Я люблю танцевать. Не думаю, что эта фраза хоть что-нибудь говорит о глубине моей страсти. Я ЛЮБЛЮ ТАНЦЕВАТЬ. Я танцую под что угодно, где угодно, когда угодно и с кем угодно. Я вижу танец во сне, я постоянно болтаю о танце, я изучаю танец и мне постоянно мало. Мою преданность и любовь ко всему, что связано с афро-латинским танцем, нельзя не признавать. НО! Я не хочу видеть, как сальса и другие танцы латины превращаются в мейнстрим и становятся стандартизованными, усредненными. Кажется странным, что человек, который так любит танец, не напрягается, чтобы его «продвигать», не правда ли?

Есть люди, которые хотят, чтобы сальса или «мамбо» стали такими же уважаемыми, как другие танцы, например, балет и чечетка. Это само по себе не плохо. Все мы хотим, чтобы любимое и уважаемое нами получило повсеместное признание, которого, как нам кажется, оно заслуживает. Но здесь надо обойтись без стандартизации и нормотворчества. Мы все разделяем любовь к танцу, но страхи у каждого из нас свои. Одни считают, что, если латину не стандартизировать, не снабдить жесткими и стойкими правилами, не сделать «настоящим танцем», то она затеряется в анналах времени, лишится уважения людей и будет забыта, а о тех, кто создавал этот танец и музыку, история и народы никогда и не вспомнят. Я же боюсь, что из-за чрезмерной стандартизации, элитарности и интеллектуальности танец потеряем мы сами, танцоры.


Сначала с одной...


«Нина, бред какой-то!» Могу услышать, как вы это говорите. Но оглянитесь, оглянитесь и посмотрите на историю фольклорных вещей, а потом выслушайте меня. Джаз, блюз, вальс, полька и т.д. – во всех этих танцах движения сугубо народные попали в область элиты. И в то время как эти танцы уважают и боготворят по всему миру, они валяются МЕРТВЫЕ. Что бы вы ни говорили, ОНИ МЕРТВЫЕ! Классические, уважаемые, изучаемые, боготворимые? Ага, но от них, извините, трупный запашок. Это экспонаты морга, музея, они больше не могут развиваться, им предназначено навсегда оставаться как есть.

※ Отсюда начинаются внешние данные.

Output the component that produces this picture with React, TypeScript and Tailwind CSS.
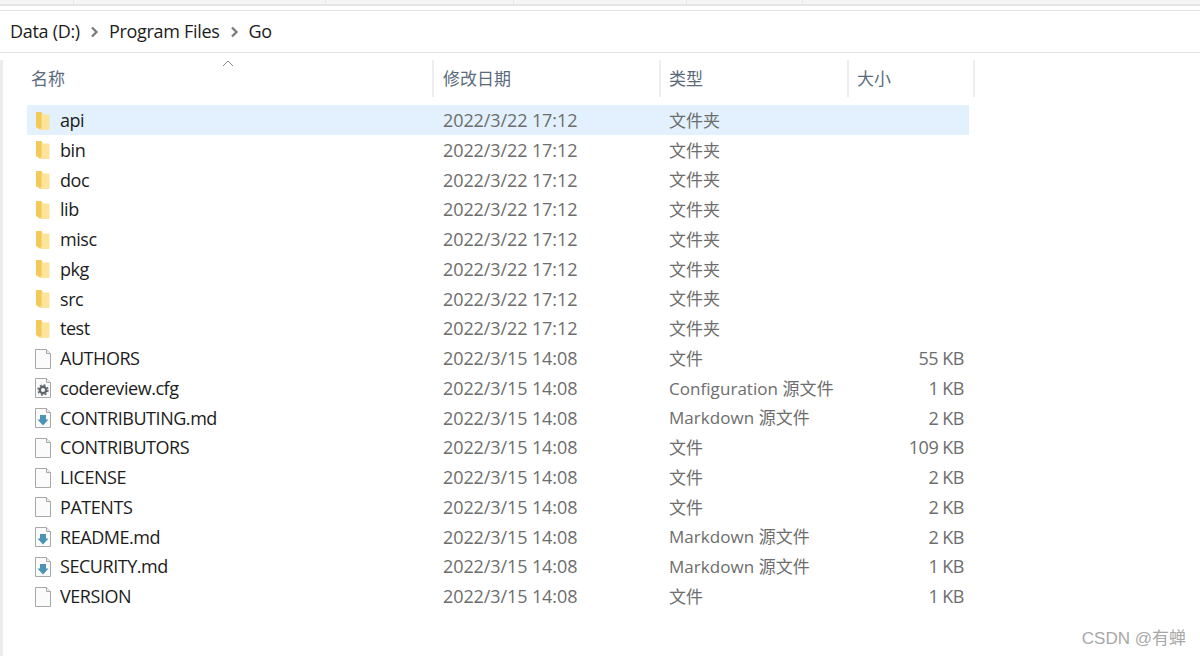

Языки есть, но на них больше не говорят – латынь и древнегреческий. То, что мы уважаем, мы резервируем, а то, что резервируем, убиваем. И только то, что мы используем, к чему питаем любовь, растет и меняется.

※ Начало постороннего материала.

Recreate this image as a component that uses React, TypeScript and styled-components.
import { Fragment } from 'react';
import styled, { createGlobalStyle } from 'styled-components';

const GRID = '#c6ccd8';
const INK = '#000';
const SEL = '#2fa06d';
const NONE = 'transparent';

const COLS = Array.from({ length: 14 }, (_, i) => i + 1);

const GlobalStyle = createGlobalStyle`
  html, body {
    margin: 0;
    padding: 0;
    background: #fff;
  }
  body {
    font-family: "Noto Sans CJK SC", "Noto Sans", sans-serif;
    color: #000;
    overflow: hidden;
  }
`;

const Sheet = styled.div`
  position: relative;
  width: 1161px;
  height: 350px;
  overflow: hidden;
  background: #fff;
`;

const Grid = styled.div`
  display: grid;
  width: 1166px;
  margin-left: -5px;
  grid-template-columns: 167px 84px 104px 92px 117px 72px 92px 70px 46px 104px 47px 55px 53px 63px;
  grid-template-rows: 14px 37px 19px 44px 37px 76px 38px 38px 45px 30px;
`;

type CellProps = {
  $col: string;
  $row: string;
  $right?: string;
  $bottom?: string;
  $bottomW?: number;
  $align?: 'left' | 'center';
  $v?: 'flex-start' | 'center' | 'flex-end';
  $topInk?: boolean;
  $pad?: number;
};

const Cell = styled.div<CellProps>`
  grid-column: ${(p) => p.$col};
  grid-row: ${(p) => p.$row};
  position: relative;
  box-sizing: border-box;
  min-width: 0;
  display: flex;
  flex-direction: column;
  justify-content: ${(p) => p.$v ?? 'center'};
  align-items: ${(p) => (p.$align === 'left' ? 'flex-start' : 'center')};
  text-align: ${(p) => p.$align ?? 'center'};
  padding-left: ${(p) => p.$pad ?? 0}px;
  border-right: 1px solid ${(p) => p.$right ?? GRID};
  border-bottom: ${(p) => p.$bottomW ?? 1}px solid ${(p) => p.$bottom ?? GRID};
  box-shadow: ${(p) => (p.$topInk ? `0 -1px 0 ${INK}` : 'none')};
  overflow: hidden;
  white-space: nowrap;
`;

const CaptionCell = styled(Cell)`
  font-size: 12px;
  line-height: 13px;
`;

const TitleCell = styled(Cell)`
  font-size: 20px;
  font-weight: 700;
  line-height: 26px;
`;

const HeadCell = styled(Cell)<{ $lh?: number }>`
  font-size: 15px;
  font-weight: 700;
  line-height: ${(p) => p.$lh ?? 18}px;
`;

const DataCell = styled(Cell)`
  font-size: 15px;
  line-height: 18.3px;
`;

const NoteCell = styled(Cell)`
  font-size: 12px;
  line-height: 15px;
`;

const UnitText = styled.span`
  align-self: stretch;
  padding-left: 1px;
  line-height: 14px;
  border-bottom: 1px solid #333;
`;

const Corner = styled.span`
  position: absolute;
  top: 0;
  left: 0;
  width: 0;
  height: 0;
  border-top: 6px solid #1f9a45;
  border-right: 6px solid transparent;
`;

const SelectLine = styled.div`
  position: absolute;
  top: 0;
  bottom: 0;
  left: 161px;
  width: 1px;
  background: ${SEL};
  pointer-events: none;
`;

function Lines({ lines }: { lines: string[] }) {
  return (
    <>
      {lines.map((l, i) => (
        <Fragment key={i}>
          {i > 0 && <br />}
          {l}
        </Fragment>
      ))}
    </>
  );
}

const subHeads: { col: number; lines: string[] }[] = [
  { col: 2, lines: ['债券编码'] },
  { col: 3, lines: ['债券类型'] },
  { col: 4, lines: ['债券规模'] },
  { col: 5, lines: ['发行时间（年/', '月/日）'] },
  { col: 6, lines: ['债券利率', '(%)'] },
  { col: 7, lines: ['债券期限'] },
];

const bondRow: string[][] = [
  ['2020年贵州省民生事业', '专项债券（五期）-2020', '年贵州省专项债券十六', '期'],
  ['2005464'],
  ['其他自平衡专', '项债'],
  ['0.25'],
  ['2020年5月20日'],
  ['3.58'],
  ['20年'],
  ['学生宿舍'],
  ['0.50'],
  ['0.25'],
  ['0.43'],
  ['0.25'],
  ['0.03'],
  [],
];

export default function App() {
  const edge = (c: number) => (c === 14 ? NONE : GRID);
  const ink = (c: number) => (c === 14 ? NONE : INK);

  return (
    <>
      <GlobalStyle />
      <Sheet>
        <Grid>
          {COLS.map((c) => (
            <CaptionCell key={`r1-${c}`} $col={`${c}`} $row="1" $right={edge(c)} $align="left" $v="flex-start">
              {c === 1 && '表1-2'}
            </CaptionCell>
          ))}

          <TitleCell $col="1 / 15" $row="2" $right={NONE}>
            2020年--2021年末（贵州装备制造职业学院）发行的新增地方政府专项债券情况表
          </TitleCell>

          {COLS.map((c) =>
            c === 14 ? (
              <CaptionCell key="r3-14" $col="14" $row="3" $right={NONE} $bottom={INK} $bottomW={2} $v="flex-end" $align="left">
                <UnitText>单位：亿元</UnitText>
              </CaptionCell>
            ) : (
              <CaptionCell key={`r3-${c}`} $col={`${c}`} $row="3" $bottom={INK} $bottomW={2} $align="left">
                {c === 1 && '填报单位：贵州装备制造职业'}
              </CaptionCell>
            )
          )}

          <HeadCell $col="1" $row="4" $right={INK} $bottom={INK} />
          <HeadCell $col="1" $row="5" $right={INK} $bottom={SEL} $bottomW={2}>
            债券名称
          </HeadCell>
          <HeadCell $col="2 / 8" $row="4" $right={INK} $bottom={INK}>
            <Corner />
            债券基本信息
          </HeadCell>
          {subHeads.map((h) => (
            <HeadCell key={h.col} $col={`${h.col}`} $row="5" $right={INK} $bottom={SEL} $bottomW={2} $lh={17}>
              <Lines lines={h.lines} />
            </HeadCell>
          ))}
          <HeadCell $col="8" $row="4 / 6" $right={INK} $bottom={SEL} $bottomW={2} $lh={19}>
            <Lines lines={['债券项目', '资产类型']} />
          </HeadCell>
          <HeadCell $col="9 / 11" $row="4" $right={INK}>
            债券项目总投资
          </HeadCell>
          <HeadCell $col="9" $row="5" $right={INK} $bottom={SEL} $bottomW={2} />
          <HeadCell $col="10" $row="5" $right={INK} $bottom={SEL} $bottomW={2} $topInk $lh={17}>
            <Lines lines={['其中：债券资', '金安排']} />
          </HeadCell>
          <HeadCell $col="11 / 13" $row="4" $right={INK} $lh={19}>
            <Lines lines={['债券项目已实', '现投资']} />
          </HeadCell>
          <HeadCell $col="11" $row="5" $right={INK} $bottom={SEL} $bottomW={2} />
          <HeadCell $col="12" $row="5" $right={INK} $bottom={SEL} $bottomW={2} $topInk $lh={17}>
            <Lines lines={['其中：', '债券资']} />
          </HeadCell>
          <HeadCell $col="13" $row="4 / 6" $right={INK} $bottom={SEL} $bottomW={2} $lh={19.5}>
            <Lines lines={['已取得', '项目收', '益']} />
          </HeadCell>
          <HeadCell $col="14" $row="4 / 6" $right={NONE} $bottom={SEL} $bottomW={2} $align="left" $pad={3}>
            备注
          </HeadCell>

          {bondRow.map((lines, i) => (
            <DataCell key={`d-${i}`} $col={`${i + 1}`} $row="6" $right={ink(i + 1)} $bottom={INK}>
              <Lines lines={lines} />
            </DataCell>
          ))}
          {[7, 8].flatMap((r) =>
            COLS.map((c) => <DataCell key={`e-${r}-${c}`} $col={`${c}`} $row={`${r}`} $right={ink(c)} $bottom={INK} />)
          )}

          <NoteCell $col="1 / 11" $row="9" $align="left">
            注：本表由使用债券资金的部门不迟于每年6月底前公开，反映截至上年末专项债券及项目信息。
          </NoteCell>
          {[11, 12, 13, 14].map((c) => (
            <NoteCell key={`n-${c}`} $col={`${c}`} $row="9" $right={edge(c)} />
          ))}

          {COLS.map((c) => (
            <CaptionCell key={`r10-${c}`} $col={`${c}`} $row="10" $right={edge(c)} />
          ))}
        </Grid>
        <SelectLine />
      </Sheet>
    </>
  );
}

... потом с другой. Это и есть латина!


На латыни больше не говорят, я угробила на нее два года и сейчас по обстоятельствам вынуждена ее иногда использовать. Конечно, когда я общаюсь с доктором или нахожусь на мессе, я чувствую себя крутой. А вот живые-здоровые испанский и португальский языки покорили Новый Мир. Не латынь и не тот древний испанский и португальский, нет, а нечто всегда новое и живое, приспосабливающееся, изменяющееся. На этом материке идите куда угодно – и повсюду будет не резервированный язык, но язык, на котором говорят миллионы людей.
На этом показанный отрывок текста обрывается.